In the entries below, find the lines with the word "that" and copy them.
------------------------
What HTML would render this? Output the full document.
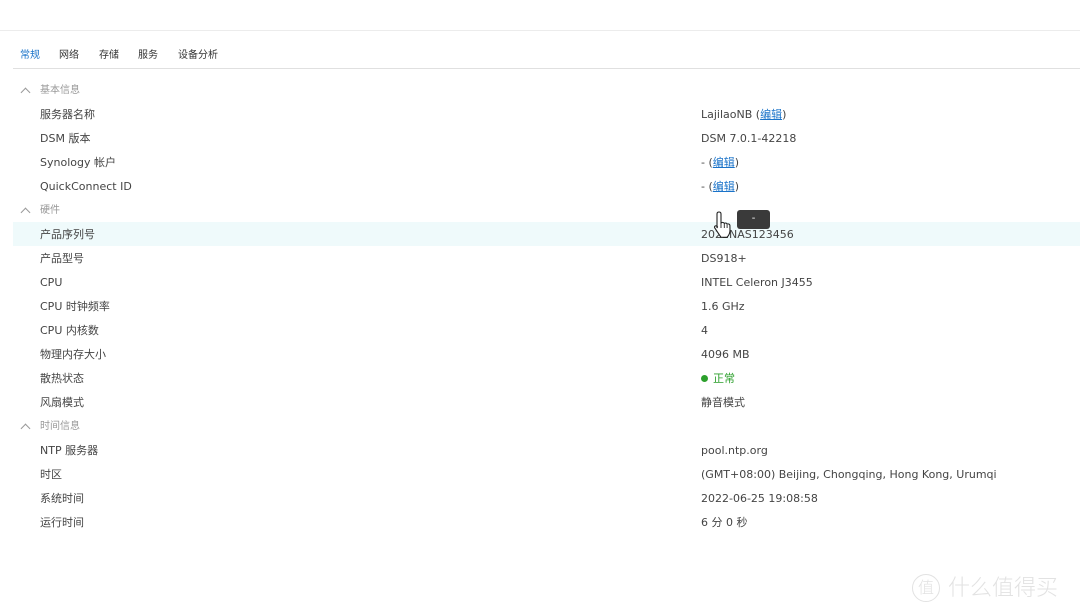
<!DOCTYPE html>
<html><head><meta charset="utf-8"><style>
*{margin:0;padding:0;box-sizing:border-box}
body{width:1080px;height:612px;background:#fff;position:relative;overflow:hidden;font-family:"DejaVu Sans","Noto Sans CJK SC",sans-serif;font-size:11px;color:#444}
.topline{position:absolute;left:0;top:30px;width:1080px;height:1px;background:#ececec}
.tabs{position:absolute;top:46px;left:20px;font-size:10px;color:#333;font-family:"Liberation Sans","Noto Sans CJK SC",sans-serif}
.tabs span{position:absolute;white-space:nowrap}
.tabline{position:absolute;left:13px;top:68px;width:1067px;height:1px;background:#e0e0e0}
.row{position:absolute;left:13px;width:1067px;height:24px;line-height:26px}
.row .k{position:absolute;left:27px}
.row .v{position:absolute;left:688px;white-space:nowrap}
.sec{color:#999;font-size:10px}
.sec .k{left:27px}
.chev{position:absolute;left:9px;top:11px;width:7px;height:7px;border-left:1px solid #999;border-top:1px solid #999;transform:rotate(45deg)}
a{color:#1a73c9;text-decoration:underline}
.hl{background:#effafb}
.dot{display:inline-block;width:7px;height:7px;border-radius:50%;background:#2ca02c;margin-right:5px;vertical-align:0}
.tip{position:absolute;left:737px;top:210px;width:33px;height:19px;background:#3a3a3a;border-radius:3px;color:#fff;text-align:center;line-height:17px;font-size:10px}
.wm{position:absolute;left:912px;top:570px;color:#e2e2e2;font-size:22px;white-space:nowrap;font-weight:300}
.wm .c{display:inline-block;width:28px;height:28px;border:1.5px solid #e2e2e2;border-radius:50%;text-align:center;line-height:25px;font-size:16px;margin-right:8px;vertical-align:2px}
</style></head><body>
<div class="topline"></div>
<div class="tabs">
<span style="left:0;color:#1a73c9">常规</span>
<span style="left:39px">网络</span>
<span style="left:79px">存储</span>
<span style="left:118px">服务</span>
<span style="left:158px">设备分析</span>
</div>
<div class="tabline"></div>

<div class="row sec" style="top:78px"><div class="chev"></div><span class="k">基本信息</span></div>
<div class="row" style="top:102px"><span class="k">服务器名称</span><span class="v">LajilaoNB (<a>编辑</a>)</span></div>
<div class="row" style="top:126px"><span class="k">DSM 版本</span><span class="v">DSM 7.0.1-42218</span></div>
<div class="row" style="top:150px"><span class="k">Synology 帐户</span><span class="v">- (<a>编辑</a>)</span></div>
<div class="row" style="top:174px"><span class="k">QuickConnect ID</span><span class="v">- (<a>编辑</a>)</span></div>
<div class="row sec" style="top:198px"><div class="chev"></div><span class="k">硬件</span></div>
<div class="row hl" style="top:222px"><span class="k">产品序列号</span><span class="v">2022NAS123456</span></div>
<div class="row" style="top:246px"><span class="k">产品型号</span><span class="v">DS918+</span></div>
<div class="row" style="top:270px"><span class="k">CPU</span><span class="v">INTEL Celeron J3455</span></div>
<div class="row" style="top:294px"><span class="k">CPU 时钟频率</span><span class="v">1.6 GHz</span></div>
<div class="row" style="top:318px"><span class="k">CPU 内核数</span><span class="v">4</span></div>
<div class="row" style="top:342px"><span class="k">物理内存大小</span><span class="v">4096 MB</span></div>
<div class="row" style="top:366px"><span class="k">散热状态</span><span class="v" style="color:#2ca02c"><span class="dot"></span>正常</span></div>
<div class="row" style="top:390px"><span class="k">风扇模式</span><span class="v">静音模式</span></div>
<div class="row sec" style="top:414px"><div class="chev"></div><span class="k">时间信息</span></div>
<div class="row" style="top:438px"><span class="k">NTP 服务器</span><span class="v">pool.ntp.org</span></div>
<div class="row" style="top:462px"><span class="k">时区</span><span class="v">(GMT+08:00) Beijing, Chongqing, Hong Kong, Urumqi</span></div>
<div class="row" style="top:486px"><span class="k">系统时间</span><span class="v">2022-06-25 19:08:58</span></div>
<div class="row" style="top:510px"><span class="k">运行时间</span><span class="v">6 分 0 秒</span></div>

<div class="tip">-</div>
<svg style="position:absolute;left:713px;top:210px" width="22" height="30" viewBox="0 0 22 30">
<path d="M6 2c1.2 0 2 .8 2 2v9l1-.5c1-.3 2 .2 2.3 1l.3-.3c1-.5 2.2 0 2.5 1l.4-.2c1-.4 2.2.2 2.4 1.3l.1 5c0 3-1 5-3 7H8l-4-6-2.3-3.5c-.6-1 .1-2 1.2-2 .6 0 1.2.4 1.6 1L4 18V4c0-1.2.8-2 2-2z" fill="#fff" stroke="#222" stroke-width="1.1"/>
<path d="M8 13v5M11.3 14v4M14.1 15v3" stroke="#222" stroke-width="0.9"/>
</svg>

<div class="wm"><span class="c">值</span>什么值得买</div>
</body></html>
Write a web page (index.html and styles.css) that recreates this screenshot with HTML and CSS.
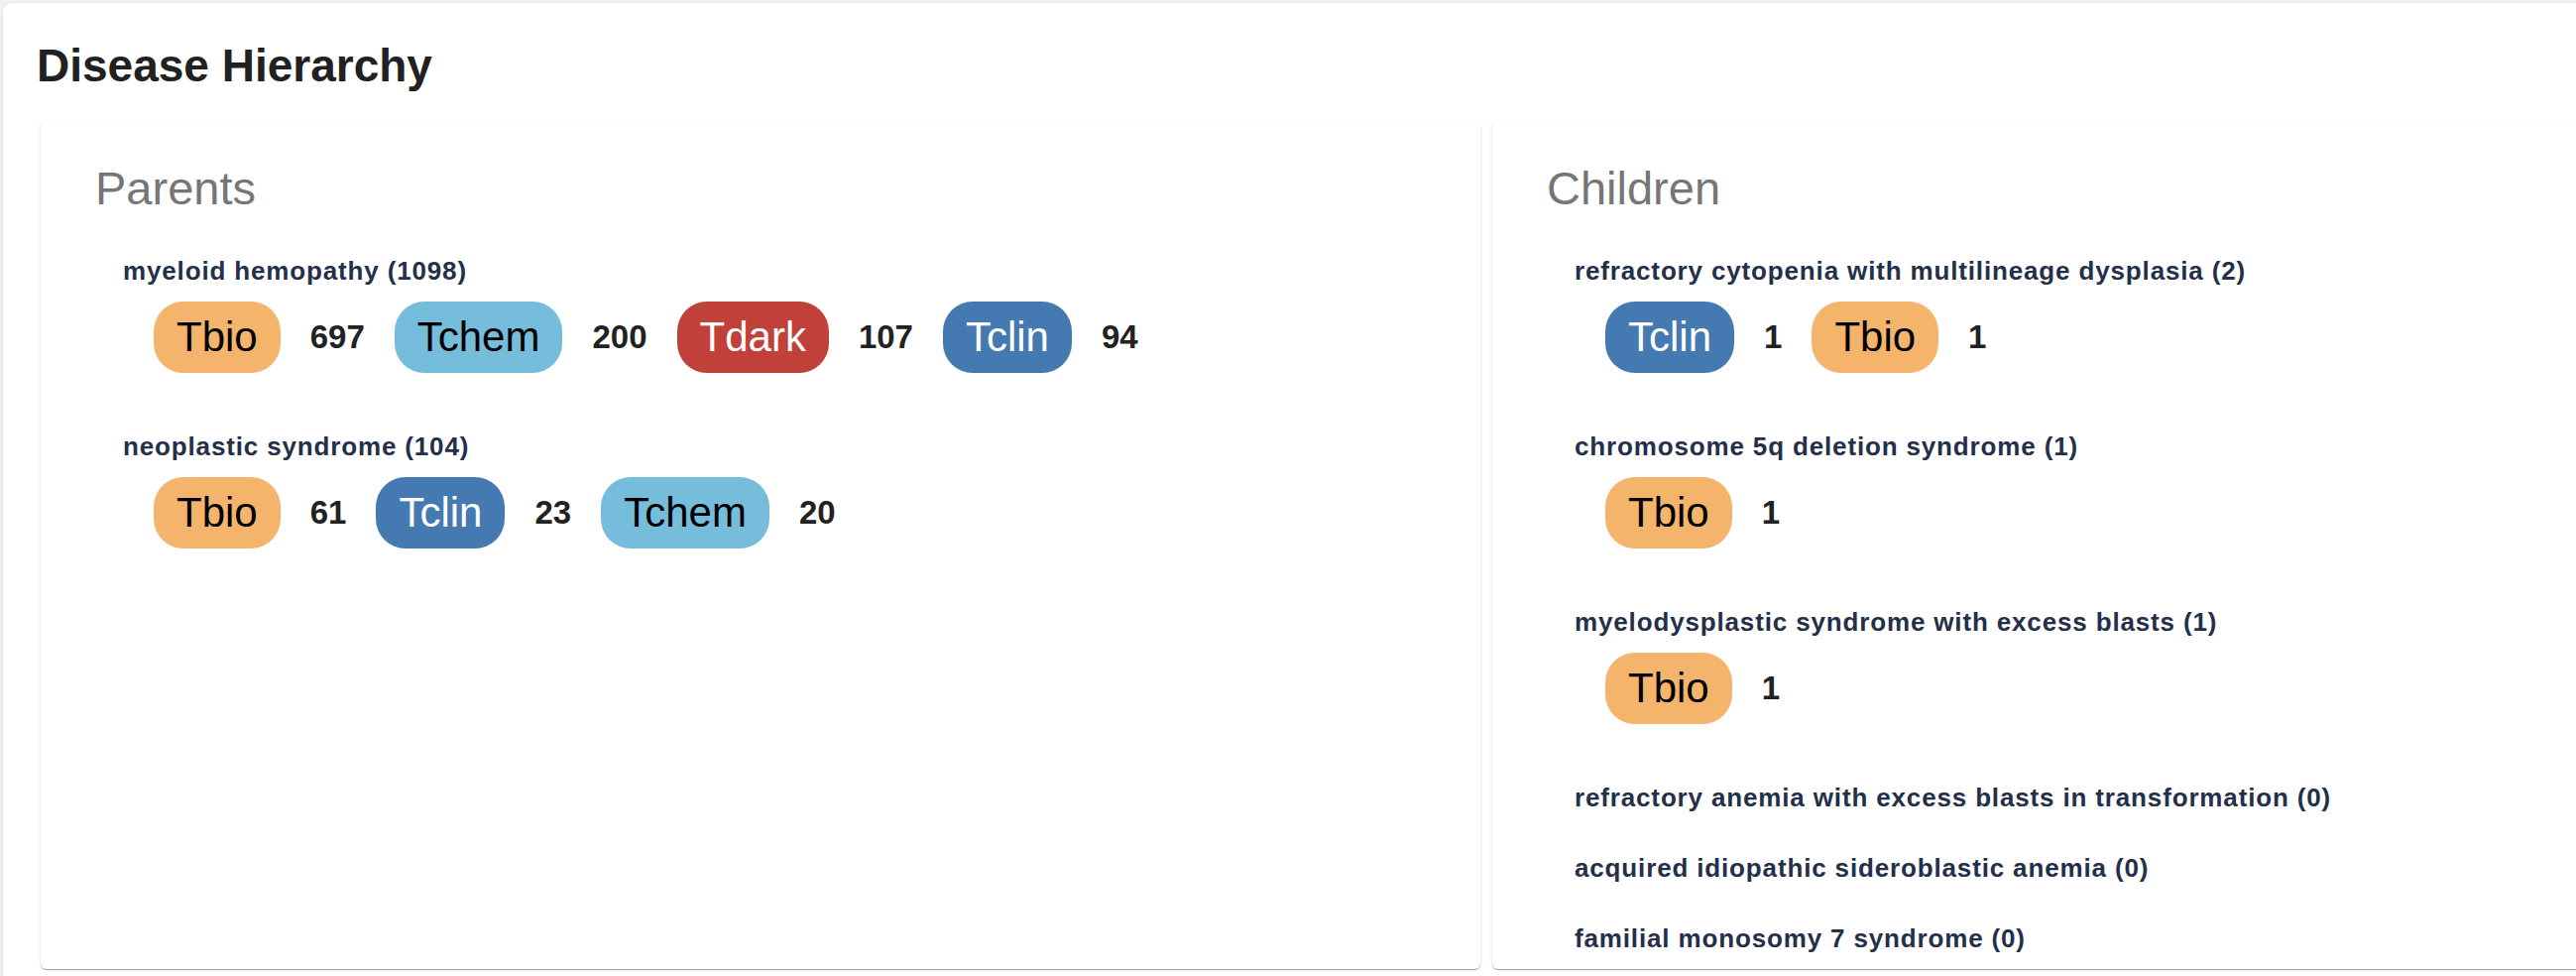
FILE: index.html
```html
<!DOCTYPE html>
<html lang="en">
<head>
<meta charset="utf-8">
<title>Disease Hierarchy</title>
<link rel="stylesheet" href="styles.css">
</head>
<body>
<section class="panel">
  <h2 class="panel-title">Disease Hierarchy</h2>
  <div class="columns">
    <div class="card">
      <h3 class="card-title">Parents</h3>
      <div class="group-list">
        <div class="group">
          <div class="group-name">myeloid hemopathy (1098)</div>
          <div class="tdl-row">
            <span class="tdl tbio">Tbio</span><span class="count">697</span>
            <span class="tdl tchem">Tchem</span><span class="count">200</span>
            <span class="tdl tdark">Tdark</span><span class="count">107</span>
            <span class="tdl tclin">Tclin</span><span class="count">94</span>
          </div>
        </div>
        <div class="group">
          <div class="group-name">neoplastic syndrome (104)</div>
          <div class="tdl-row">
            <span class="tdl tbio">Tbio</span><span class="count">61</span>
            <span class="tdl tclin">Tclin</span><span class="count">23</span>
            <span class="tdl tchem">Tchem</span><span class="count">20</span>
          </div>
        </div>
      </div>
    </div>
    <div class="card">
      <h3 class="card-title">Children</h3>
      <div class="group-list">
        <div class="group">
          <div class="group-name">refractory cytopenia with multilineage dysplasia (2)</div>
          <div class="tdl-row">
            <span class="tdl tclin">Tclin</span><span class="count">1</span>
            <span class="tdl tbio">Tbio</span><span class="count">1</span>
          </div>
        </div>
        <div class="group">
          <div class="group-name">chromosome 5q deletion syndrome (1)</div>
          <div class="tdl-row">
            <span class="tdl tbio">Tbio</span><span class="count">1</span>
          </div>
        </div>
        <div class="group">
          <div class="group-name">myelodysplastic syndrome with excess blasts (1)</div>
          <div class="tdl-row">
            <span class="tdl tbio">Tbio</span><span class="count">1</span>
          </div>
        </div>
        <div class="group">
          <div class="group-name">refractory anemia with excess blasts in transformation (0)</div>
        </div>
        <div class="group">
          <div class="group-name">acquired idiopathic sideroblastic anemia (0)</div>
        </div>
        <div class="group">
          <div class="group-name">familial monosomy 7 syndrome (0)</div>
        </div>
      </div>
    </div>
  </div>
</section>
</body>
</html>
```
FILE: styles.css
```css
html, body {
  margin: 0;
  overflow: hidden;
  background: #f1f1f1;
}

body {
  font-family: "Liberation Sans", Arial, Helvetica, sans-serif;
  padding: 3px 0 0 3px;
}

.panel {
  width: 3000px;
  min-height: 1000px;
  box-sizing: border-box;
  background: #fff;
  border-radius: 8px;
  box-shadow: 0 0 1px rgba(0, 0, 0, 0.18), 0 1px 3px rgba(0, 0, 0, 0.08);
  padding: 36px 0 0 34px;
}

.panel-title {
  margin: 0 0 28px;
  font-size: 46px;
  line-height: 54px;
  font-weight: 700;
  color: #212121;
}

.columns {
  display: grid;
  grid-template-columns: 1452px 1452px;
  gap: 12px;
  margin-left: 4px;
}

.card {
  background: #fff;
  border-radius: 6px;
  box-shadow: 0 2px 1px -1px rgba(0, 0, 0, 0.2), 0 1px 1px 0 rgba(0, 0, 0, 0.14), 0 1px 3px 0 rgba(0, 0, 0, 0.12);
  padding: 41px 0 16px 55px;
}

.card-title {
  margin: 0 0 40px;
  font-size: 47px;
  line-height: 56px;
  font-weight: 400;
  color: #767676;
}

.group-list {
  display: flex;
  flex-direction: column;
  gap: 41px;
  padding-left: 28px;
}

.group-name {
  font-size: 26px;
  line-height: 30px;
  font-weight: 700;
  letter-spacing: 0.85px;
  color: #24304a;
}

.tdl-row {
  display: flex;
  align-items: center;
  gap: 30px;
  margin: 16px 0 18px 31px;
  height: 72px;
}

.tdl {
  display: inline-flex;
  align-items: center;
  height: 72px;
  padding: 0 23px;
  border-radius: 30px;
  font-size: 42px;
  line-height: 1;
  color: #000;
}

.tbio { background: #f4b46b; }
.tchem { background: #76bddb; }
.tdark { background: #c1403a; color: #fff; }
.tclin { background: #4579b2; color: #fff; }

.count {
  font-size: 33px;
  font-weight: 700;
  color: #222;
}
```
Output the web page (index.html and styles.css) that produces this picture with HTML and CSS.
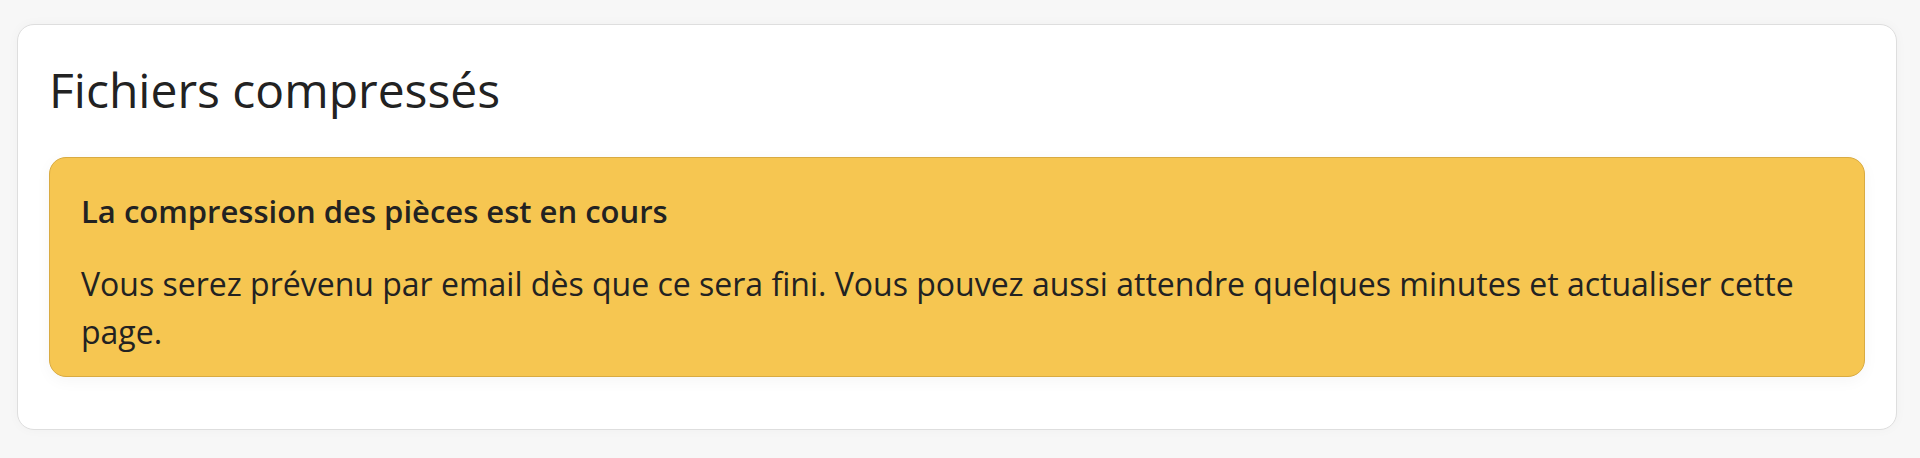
------------------------
* TASK SOLUTION
Write a web page (index.html and styles.css) that recreates this screenshot with HTML and CSS.
Output the web page (index.html and styles.css) that produces this picture with HTML and CSS.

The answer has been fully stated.